A key focus of the day was mental health, with the reopening including a 90-minute exercise class and a workshop with artist Fandangoe Kid, which explored how belonging and physical activity can support better mental health. Wellbeing advisors were also situated in the reception area of the gym with advice and information about where students can get support.

Matt Birch, Director of Sport, Exercise and Health, said: ‘I am really proud that the sports centre is at the forefront of the positive changes in Campus Heart.

‘Our message is ‘We Are Bristol’ and if you are interested in getting fitter and looking after your mental health, sign up to a new class, join a club or take out a membership and we’re sure that you’ll meet like-minded people and have fun.’

As part of the transformation of the sports centre, the University are particularly focused on expanding their Healthy Minds programme which concentrates on how exercise can improve wellbeing.

Talking at the official reopening of the sport centre, Matt Birch explained that for Healthy Minds ‘appropriate students are referred to the division [by the student counselling service], they receive free access to the facilities and to the activity programmes and a mentor to support them. It makes a real difference. It’s life changing for some of them'.

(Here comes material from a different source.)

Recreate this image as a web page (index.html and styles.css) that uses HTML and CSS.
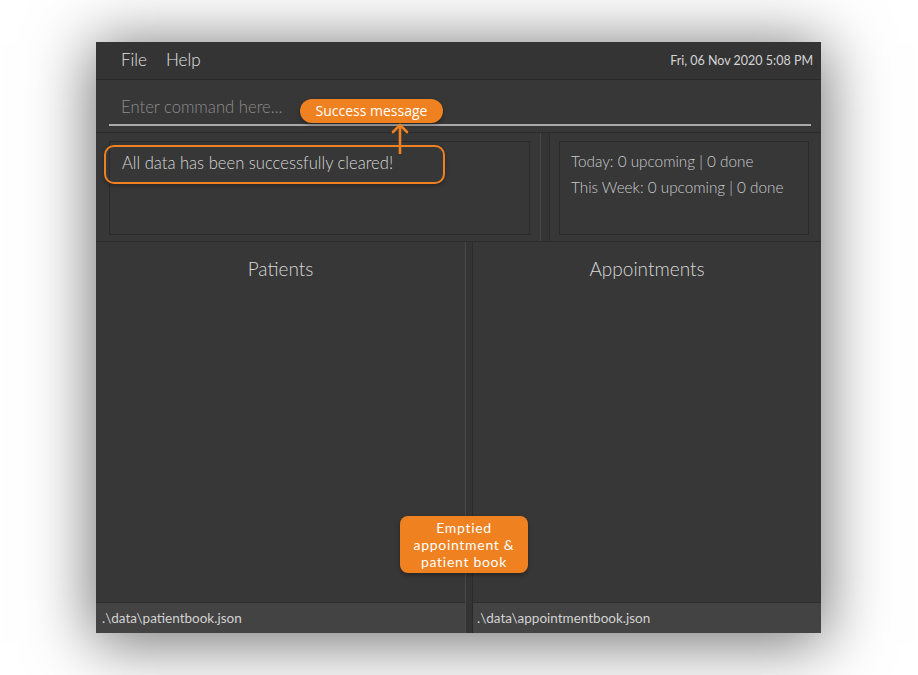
FILE: index.html
```html
<!DOCTYPE html>
<html>
<head>
<meta charset="utf-8">
<title>Clinic app</title>
<link rel="stylesheet" href="styles.css">
</head>
<body>
<div class="stage">
  <div class="window">
    <div class="menubar">
      <div class="menus"><span class="menu">File</span><span class="menu">Help</span></div>
      <div class="date">Fri, 06 Nov 2020 5:08 PM</div>
    </div>
    <div class="command">
      <div class="cmd-input">Enter command here...</div>
    </div>
    <div class="info-row">
      <div class="pane result-pane">
        <div class="box result-box"><p class="msg">All data has been successfully cleared!</p></div>
      </div>
      <div class="vdivider"></div>
      <div class="pane stats-pane">
        <div class="box stats-box">
          <p class="stat">Today: 0 upcoming | 0 done</p>
          <p class="stat">This Week: 0 upcoming | 0 done</p>
        </div>
      </div>
    </div>
    <div class="lists">
      <div class="list list-left">
        <div class="list-title">Patients</div>
        <div class="list-body"></div>
        <div class="status">.\data\patientbook.json</div>
      </div>
      <div class="vdivider list-divider"></div>
      <div class="list list-right">
        <div class="list-title">Appointments</div>
        <div class="list-body"></div>
        <div class="status">.\data\appointmentbook.json</div>
      </div>
    </div>
  </div>

  <div class="pill pill-success">Success message</div>
  <svg class="arrow" width="20" height="34" viewBox="0 0 20 34">
    <path d="M3 11 L10 4 L17 11" fill="none" stroke="#ef8120" stroke-width="2.6" stroke-linecap="round" stroke-linejoin="round"/>
    <path d="M10 5 V33" fill="none" stroke="#ef8120" stroke-width="2.6"/>
  </svg>
  <div class="outline"></div>
  <div class="pill pill-empty">
    <div class="pill-line">Emptied</div>
    <div class="pill-line">appointment &amp;</div>
    <div class="pill-line">patient book</div>
  </div>
</div>
</body>
</html>
```

FILE: styles.css
```css
* { box-sizing: border-box; }
html, body { margin: 0; padding: 0; background: #ffffff; }
body { font-family: "Lato", "Liberation Sans", sans-serif; font-weight: 300; }

.stage {
  position: relative;
  width: 918px;
  height: 675px;
  padding: 42px 0 0 96px;
}

.window {
  width: 725px;
  height: 591px;
  background: #373737;
  display: flex;
  flex-direction: column;
  box-shadow: 0 6px 60px 4px rgba(0, 0, 0, 0.55);
}

.menubar {
  height: 38px;
  flex: 0 0 38px;
  background: #343434;
  border-bottom: 1px solid #2a2a2a;
  display: flex;
  align-items: center;
  justify-content: space-between;
  padding: 0 8px 0 25px;
}
.menus { display: flex; gap: 19px; margin-top: -2px; }
.menu { color: #e2e2e2; font-size: 17px; }
.date { color: #d4d4d4; font-size: 12.5px; font-weight: 400; margin-top: -1px; }

.command {
  flex: 0 0 53px;
  padding: 12px 10px 0 13px;
  border-bottom: 1px solid #2c2c2c;
}
.cmd-input {
  height: 34px;
  line-height: 30px;
  padding-left: 12px;
  border-bottom: 2px solid #a9a9a9;
  color: #8c8c8c;
  font-size: 16.7px;
}

.info-row {
  flex: 0 0 109px;
  display: flex;
  border-bottom: 1px solid #2c2c2c;
}
.pane { height: 100%; }
.result-pane { flex: 0 0 444px; padding: 8px 10px 6px 13px; }
.stats-pane { flex: 1; padding: 8px 12px 6px 9px; }
.box {
  height: 100%;
  border: 1px solid #2a2a2a;
}
.result-box { padding: 9px 12px; }
.msg { margin: 0; color: #d6d6d6; font-size: 16.6px; line-height: 24px; }
.stats-box { padding: 6px 11px; }
.stat { margin: 0; color: #c8cbcf; font-size: 15.3px; line-height: 26px; }

.vdivider {
  flex: 0 0 10px;
  background: #343434;
  border-left: 1px solid #474747;
  border-right: 1px solid #2a2a2a;
}

.lists { flex: 1; display: flex; min-height: 0; }
.list { display: flex; flex-direction: column; }
.list-left { flex: 0 0 369px; }
.list-right { flex: 1; }
.list-divider { flex: 0 0 8px; }
.list-title {
  text-align: center;
  color: #d8d8d8;
  font-size: 19px;
  line-height: 28px;
  padding-top: 13px;
}
.list-body { flex: 1; }
.status {
  flex: 0 0 31px;
  background: #434343;
  border-top: 1px solid #2e2e2e;
  color: #d2d2d2;
  font-size: 13.5px;
  font-weight: 400;
  line-height: 30px;
  padding-left: 6px;
}
.list-right .status { padding-left: 4px; }

.pill {
  position: absolute;
  background: #ef8120;
  color: #ffffff;
  font-weight: 400;
  text-align: center;
  box-shadow: 0 2px 4px rgba(0, 0, 0, 0.35);
}
.pill-success {
  left: 300px; top: 99px;
  width: 143px; height: 24px;
  font-family: "Open Sans", "Noto Sans", sans-serif;
  font-size: 14px;
  line-height: 24px;
  border-radius: 12px;
}
.pill-empty {
  left: 400px; top: 516px;
  width: 128px; height: 57px;
  border-radius: 8px;
  padding-top: 3px;
  font-family: "Lato", "Liberation Sans", sans-serif;
  font-size: 14px;
  letter-spacing: 0.7px;
}
.pill-line { height: 17px; line-height: 17px; }
.arrow {
  position: absolute;
  left: 390px; top: 121px;
}
.outline {
  position: absolute;
  left: 104px; top: 145px;
  width: 341px; height: 39px;
  border: 2.5px solid #ef8120;
  border-radius: 10px;
  box-shadow: 0 2px 4px rgba(0, 0, 0, 0.3);
}
```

‘This building will allow that work to continue. We will grow it, we will work with the wellbeing advisor network and the residential life team and increase the referrals onto that programme as the capacity we have now, allows that to happen.’

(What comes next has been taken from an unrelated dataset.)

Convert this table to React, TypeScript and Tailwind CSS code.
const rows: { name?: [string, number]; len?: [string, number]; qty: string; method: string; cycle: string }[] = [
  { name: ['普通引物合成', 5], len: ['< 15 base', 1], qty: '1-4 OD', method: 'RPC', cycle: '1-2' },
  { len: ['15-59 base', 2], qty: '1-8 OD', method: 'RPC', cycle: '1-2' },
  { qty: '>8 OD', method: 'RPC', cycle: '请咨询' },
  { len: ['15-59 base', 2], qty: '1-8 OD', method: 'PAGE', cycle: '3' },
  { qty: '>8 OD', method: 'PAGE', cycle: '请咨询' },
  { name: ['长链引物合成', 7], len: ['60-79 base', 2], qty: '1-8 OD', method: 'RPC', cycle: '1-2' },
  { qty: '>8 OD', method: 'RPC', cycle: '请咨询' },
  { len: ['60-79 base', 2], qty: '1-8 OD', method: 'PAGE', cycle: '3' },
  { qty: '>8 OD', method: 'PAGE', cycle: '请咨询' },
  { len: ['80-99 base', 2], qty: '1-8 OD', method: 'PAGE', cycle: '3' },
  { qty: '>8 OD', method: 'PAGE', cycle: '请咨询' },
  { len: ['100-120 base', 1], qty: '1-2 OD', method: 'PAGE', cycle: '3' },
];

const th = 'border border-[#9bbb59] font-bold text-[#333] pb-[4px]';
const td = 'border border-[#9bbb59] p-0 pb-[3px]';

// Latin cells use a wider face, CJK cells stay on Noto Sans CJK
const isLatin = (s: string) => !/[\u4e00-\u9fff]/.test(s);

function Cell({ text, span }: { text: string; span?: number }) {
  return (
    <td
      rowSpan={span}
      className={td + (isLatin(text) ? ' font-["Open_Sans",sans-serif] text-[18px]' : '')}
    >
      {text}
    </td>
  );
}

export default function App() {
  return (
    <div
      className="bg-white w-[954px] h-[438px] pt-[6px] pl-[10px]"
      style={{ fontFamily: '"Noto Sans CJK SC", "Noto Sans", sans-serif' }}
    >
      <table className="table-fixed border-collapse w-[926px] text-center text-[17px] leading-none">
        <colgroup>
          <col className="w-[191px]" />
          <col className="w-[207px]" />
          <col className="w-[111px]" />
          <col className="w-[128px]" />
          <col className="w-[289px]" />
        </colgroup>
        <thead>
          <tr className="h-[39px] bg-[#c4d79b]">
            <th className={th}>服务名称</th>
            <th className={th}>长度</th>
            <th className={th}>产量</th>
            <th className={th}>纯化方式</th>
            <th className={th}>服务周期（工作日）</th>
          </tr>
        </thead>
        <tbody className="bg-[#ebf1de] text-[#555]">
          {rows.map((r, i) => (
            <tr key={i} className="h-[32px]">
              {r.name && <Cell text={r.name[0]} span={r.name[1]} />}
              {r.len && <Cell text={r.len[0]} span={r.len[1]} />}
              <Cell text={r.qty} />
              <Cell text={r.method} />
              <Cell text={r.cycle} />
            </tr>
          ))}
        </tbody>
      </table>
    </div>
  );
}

Photo by: Epigram / Imogen Horton

Bethany Hickton, a third year PhD student, took part in Healthy Minds after she was diagnosed with clinical depression following a fall where she badly fractured her spine. Spending 16 weeks in a spinal brace caused Bethany to experience ‘a lot of anxiety' and she also suffered from PTSD (Post Traumatic Stress Disorder) when returning to campus, as that was where her accident had happened.

Healthy Minds was suggested to Bethany by the University counselling service, and she claims that without it she’d never have thought of trying sports. As part of the programme, Bethany started to lift weights, something she found she had an aptitude for.

‘Out of nowhere, I was good at it. It was such a joyous moment. I now judge my body on what it can do, not what it looks like. [Healthy Minds] was all about body confidence and having fun.’

Bethany is now a student support development coach, mentoring people on the Healthy Minds programme.

Key parts of the transformation include:
• New state-of-the art equipment
• A third more gym space with 180 stations
• Additional membership capacity, from 4,750 to 5,950
• An additional studio for fitness classes
• Increased number of classes from 70 to over 100 per week
• New male, female and gender-neutral changing rooms on the ground floor
• New quick-access UCard gates

The new changes aim to make the sports centre more welcoming and user-friendly. They are part of a larger ‘Campus Heart’ programme to transform the services and building on and around Tyndall Avenue, including a new library on the Hawthorns site.

At the official opening for the sports centre, Hugh Brady, Vice-Chancellor, said that Campus Heart ‘aims to create a much more welcoming, identifiable heart to the campus, that is an asset not just for our students and staff but for the citizens of the city’.